Meta-analysis shows risk of pneumonia, but not mortality, significantly increased with use of inhaled corticosteroid therapy

TUESDAY, Nov. 25 (HealthDay News) -- Inhaled corticosteroid use is associated with an increased risk of pneumonia, but not mortality, in patients with chronic obstructive pulmonary disease (COPD), according to the results of a meta-analysis published Nov. 26 in the Journal of the American Medical Association.

M. Bradley Drummond, M.D., of Johns Hopkins University in Baltimore, and colleagues evaluated 11 randomized controlled trials that compared inhaled corticosteroid therapy with non-steroid inhaled therapy for at least six months in patients with COPD.

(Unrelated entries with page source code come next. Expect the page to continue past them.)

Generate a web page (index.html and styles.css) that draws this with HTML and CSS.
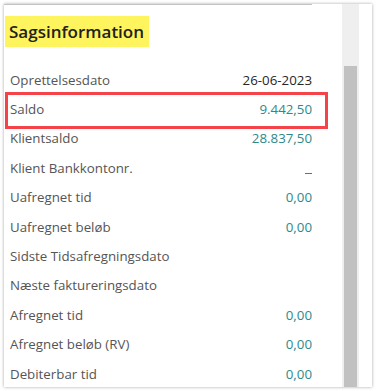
FILE: index.html
```html
<!DOCTYPE html>
<html>
  <head>
    <meta charset="UTF-8" />
    <title>Sagsinformation</title>
    <link rel="stylesheet" href="styles.css">
  </head>
  <body>
    <div class="card">
      <div class="panel">
        <div class="rule"></div>
        <div class="section">
          <div class="section_title"><span>Sagsinformation</span></div>
          <div class="rows">
            <div class="row"><span class="label">Oprettelsesdato</span><span class="value plain">26-06-2023</span></div>
            <div class="row marked"><span class="label">Saldo</span><span class="value">9.442,50</span></div>
            <div class="row"><span class="label">Klientsaldo</span><span class="value">28.837,50</span></div>
            <div class="row"><span class="label">Klient Bankkontonr.</span><span class="value dash"></span></div>
            <div class="row"><span class="label">Uafregnet tid</span><span class="value">0,00</span></div>
            <div class="row"><span class="label">Uafregnet beløb</span><span class="value">0,00</span></div>
            <div class="row"><span class="label">Sidste Tidsafregningsdato</span><span class="value"></span></div>
            <div class="row"><span class="label">Næste faktureringsdato</span><span class="value"></span></div>
            <div class="row"><span class="label">Afregnet tid</span><span class="value">0,00</span></div>
            <div class="row"><span class="label">Afregnet beløb (RV)</span><span class="value">0,00</span></div>
            <div class="row"><span class="label">Debiterbar tid</span><span class="value">0,00</span></div>
          </div>
        </div>
      </div>
      <div class="scrollbar">
        <div class="scrollbar_thumb"></div>
      </div>
    </div>
  </body>
</html>
```

FILE: styles.css
```css
html,
body {
  margin: 0;
  background: #fff;
}

body {
  padding: 4px;
  font-family: "Open Sans", "Noto Sans", sans-serif;
}

.card {
  display: flex;
  width: 368px;
  height: 383px;
  overflow: hidden;
  background: #fff;
  box-shadow: 0 0 3px rgba(0, 0, 0, 0.35);
}

.panel {
  flex: 1;
  min-width: 0;
}

.rule {
  height: 1px;
  margin-right: 30px;
  background: #c4c4c4;
}

.section {
  padding: 0 14px 0 1px;
}

.section_title {
  margin-top: 11px;
}

.section_title span {
  display: inline-block;
  height: 31px;
  padding: 0 5px 0 4px;
  line-height: 32px;
  font-size: 17px;
  font-weight: 600;
  color: #212121;
  background: #fef45d;
}

.rows {
  margin-top: 18px;
}

.row {
  position: relative;
  display: flex;
  justify-content: space-between;
  align-items: center;
  height: 29.4px;
  padding: 0 16px 0 5px;
  font-size: 13.3px;
}

.label {
  color: #555;
}

.value {
  color: #2b8a8c;
}

.value.plain {
  color: #262626;
}

/* empty bank account shows as a short teal underline */
.value.dash {
  width: 7px;
  height: 1px;
  margin-top: 12px;
  background: #2b8a8c;
}

.row.marked::after {
  content: "";
  position: absolute;
  top: -2px;
  left: 0;
  right: 0;
  bottom: -5px;
  border: 3px solid #f4444a;
}

.scrollbar {
  display: flex;
  width: 17px;
  margin-right: 13px;
  padding-top: 62px;
  box-sizing: border-box;
  background: #efefef;
}

.scrollbar_thumb {
  width: 13px;
  margin-left: 2px;
  background: #c1c1c1;
}
```
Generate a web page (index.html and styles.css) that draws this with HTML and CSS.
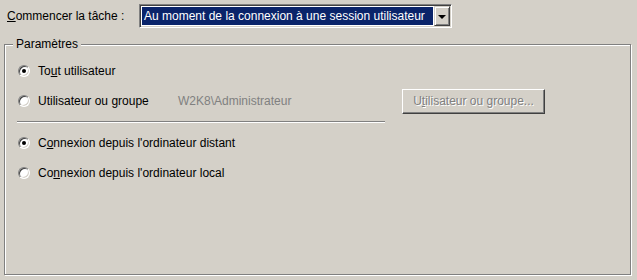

The investigators found no significant difference in one-year all-cause mortality rate between the two drug treatment groups. However, inhaled corticosteroid use was significantly associated with a 1.34-fold increased risk of pneumonia, compared with non-steroid inhaled therapy use. A subgroup analysis showed that individuals at the highest risk of developing pneumonia were patients receiving the highest inhaled corticosteroid dose, patients having the shortest duration of inhaled corticosteroid therapy, patients with the lowest baseline levels of forced expiratory volume in the first second of expiration, and patients receiving a combined therapy consisting of inhaled corticosteroids and a bronchodilator.

"Our study reinforces the importance for clinicians to weigh the potential risks and benefits of inhaled corticosteroid therapy in patients with stable COPD," the authors write.